To meet growing demands, our workforce must grow, as well. A recently approved bill in the Texas Legislature could help make this possible.

Texans are still enduring the effects of the COVID-19 shutdown, especially workers in the hospitality and leisure industry, where employment is down about 10% compared to March 2020. Another notable industry with lagging unemployment numbers is mining and logging, which in Texas includes the oil and gas industry.

Another economic challenge Texas faces, and that Winter Storm Uri highlighted, is the large (and growing) deficit of skilled tradespeople—such as plumbers. According to the Texas Tribune (February 26, 2021), “A shortage of skilled trade workers — plumbers, electricians and the like — has been growing in the state for the past decade, and that is exacerbating problems for those seeking help with broken pipes and damaged water heaters.”

One solution that can help both employers that need skilled workers and Texans seeking higher wage occupations is employer-driven workforce education. A striking example of what is possible comes from the Kentucky Federation for Advanced Manufacturing Education (KY FAME) apprenticeship model. According to a recent Brookings Institution and Opportunity America report, five years post-graduation, FAME stu­dents’ median earnings were $96,098, compared with non-FAME graduates’ median earnings of $36,437.

The great news is that Texas has the opportunity this legislative session to allow employers to innovate with their own robust workforce training models. On Friday, the Texas House voted unanimously for HB 4361, a bill authored by state Rep. John Raney and Rep. Tan Parker in the House and by Sen.

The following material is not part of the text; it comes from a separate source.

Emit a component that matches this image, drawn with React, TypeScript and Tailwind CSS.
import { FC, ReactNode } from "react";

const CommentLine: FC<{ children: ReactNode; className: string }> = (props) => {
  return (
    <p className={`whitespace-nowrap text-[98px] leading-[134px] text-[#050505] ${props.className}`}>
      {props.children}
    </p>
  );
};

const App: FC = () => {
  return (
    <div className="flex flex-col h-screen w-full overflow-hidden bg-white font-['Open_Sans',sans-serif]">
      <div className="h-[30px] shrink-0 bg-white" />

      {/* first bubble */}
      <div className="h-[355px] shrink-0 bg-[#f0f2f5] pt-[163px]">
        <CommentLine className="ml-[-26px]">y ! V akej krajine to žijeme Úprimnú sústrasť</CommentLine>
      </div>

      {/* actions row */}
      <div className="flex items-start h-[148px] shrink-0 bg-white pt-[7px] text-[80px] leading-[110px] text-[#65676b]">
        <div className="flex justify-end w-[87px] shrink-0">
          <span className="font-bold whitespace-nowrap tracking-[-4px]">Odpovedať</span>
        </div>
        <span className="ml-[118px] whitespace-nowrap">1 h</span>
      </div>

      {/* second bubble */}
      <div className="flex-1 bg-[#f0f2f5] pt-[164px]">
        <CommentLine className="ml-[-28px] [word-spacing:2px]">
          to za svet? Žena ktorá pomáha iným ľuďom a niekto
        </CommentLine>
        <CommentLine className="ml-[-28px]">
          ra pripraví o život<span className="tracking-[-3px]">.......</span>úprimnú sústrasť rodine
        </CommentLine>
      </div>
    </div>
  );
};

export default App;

Paul Bettencourt in the Senate (SB 2005).

How would HB 4361/SB 2005 help fill the demand for skilled workers?  Very simply, it would allow employers need to partner quickly and effectively with public higher education institutions to develop the talents of Texans. Employers would be able to issue a request for proposal to any higher education institution, community college, or public technical college to offer off-campus workforce education if the institution in the service district area where the employer is located does not formalize an agreement meeting the employer or consortium of employers’ specifications and time frame within a period of six weeks of the employer’s initial contact with the institution. This bill has the support of the Texas Association of Business, the Texas Manufacturers Association, the Texas Builders Association, the Greater Austin Chamber of Commerce, and several other business groups.

For Texas to protect its liberties and prosperity in the long term, as well as live up to its reputation as a business-friendly state, lawmakers can and should support SB 2005/HB 4361. It is an important step toward improving the economic opportunities for all Texans, addressing the need for the state to have a skilled workforce, and providing an attractive policy environment for current and future employers.